_Exercise instructions_. Find every line of the listing below where "index" appears, and copy it.

_Input data_.

%%

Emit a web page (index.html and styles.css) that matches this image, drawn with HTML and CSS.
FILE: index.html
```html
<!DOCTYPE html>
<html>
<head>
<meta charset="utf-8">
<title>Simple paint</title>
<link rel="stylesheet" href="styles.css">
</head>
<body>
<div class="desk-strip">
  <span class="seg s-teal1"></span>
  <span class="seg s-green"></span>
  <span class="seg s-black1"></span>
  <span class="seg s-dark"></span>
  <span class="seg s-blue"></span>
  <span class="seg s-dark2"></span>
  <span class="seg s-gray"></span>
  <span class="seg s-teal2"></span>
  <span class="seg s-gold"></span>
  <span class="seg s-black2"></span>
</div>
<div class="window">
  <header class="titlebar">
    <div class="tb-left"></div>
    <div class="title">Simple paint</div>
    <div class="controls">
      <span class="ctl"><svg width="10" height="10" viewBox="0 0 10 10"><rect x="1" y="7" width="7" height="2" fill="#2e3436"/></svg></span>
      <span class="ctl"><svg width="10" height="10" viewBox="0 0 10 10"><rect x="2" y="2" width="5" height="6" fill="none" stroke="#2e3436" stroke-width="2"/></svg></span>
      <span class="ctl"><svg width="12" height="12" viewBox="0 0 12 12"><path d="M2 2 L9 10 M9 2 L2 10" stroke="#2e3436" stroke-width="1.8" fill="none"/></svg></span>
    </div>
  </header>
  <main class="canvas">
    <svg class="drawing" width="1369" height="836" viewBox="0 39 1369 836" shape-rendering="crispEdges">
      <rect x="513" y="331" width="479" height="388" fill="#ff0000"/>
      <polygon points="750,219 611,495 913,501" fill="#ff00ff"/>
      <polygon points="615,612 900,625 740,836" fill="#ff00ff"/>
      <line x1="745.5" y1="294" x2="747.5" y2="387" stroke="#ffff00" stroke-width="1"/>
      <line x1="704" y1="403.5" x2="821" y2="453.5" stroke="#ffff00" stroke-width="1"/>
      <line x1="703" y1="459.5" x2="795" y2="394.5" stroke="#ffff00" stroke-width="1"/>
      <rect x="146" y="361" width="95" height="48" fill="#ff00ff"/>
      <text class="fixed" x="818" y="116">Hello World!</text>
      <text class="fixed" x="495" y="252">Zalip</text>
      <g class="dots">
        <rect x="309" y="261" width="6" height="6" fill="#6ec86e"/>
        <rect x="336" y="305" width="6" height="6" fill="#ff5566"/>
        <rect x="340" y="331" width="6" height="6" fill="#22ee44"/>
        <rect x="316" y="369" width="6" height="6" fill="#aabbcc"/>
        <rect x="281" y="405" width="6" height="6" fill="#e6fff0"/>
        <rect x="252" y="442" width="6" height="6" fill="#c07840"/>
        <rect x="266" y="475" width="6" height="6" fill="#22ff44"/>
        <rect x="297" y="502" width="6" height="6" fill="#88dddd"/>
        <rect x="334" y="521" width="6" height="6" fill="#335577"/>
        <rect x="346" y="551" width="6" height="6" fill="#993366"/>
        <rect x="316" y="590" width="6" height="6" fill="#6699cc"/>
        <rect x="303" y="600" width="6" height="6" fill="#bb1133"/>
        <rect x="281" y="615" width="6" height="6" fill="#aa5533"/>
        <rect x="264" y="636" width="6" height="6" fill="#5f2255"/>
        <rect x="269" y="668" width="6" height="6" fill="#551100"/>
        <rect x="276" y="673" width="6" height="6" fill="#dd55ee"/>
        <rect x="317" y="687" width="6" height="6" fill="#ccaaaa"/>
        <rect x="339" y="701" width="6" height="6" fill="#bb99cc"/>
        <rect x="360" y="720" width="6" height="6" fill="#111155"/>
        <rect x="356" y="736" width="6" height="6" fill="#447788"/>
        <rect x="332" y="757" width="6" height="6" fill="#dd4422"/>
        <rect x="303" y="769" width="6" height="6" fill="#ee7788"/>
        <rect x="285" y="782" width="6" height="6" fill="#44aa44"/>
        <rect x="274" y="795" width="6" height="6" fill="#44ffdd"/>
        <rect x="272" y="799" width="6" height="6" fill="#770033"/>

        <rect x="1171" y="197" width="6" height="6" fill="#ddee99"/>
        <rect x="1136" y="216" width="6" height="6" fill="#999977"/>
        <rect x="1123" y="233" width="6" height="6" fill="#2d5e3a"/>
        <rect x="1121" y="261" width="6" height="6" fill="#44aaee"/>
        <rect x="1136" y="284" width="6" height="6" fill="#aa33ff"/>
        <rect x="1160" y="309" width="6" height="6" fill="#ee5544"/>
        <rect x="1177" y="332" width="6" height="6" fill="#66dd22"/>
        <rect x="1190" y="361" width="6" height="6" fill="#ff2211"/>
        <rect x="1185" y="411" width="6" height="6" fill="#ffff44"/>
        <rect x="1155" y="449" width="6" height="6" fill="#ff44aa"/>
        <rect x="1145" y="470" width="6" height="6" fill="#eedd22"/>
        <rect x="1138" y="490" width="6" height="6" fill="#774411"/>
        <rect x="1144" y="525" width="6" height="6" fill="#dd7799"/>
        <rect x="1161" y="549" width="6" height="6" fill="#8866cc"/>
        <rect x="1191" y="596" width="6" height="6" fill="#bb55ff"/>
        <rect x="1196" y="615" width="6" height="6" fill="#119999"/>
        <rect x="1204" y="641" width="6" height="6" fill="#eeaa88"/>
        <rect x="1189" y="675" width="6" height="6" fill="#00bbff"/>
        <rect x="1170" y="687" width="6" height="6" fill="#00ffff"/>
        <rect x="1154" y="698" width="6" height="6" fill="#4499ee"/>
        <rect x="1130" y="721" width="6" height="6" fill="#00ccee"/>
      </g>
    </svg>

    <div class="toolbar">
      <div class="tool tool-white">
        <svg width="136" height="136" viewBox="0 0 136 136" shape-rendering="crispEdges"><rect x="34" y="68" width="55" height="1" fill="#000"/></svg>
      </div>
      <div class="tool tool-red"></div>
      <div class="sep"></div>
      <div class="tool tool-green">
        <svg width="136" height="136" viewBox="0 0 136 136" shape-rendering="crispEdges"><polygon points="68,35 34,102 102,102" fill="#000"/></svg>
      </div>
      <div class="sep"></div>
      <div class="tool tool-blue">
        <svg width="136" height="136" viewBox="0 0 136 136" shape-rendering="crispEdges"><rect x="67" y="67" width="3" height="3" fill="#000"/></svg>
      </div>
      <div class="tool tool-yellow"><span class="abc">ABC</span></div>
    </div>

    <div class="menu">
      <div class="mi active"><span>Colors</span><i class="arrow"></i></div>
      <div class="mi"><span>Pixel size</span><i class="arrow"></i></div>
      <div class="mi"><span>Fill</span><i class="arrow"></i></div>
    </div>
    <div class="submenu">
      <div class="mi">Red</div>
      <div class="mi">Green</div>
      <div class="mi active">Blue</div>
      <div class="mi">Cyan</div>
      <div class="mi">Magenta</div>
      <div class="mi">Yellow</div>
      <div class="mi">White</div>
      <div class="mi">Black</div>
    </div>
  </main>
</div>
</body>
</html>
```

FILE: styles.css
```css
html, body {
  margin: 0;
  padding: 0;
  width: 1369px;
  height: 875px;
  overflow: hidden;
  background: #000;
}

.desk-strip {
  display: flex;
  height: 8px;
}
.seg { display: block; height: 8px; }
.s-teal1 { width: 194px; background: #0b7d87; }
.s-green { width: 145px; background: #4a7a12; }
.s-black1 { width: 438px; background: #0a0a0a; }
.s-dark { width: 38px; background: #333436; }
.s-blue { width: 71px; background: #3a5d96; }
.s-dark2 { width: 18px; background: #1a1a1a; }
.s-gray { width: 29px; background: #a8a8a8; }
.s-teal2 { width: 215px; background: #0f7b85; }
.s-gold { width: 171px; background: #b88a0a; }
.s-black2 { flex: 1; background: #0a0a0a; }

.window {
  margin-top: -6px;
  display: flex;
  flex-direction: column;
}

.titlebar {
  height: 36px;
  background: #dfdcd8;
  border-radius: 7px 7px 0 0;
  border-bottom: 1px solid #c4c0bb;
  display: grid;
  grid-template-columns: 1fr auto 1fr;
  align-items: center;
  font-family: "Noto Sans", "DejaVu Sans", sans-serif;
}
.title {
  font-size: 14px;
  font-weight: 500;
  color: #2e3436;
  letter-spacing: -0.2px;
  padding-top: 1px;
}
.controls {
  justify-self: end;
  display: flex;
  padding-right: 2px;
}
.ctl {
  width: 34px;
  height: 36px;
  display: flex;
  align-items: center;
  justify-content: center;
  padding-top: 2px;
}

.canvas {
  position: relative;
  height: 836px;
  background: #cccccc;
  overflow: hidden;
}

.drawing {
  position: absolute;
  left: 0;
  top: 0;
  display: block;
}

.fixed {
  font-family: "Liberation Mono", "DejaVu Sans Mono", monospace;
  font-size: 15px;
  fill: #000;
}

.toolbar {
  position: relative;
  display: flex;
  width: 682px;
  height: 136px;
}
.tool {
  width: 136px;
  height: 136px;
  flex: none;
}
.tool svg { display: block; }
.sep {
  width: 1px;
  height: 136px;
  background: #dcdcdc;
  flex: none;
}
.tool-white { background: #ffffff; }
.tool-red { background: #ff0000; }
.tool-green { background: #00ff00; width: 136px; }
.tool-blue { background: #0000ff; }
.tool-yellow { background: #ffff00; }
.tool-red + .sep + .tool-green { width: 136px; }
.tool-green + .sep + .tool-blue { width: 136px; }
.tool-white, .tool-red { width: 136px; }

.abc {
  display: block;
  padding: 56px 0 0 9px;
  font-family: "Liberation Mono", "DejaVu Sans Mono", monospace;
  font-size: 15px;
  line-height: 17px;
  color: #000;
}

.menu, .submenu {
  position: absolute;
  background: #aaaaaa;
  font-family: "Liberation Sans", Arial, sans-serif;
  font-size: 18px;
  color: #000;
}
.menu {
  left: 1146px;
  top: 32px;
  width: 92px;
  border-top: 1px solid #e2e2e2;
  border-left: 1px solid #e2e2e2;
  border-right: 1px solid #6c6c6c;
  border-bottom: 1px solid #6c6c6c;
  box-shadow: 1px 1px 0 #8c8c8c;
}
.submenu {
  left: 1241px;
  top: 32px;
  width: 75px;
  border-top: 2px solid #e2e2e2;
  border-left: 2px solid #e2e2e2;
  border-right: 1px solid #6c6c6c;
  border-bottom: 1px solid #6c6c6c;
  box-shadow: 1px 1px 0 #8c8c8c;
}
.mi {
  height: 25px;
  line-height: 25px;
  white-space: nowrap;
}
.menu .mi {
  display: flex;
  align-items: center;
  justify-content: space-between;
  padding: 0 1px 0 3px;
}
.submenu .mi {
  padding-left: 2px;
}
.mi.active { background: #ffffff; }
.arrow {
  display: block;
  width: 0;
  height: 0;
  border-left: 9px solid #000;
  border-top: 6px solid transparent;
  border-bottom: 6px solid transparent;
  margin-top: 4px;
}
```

%%
%%

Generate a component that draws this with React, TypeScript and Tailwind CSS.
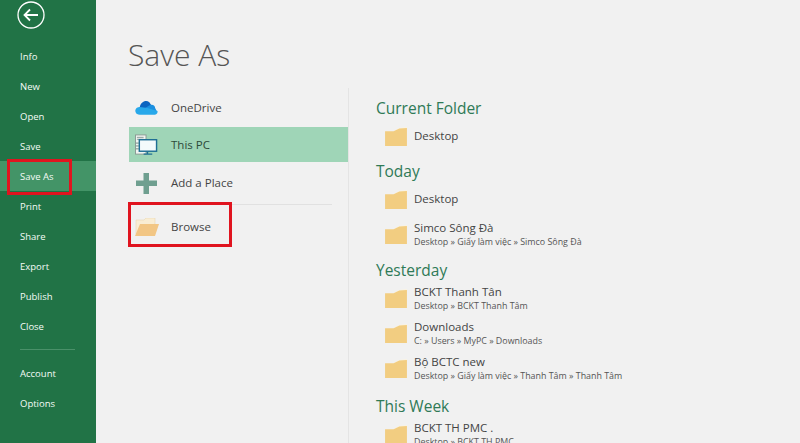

%%

_Response to this exercise_.
Emit a web page (index.html and styles.css) that matches this image, drawn with HTML and CSS.
FILE: index.html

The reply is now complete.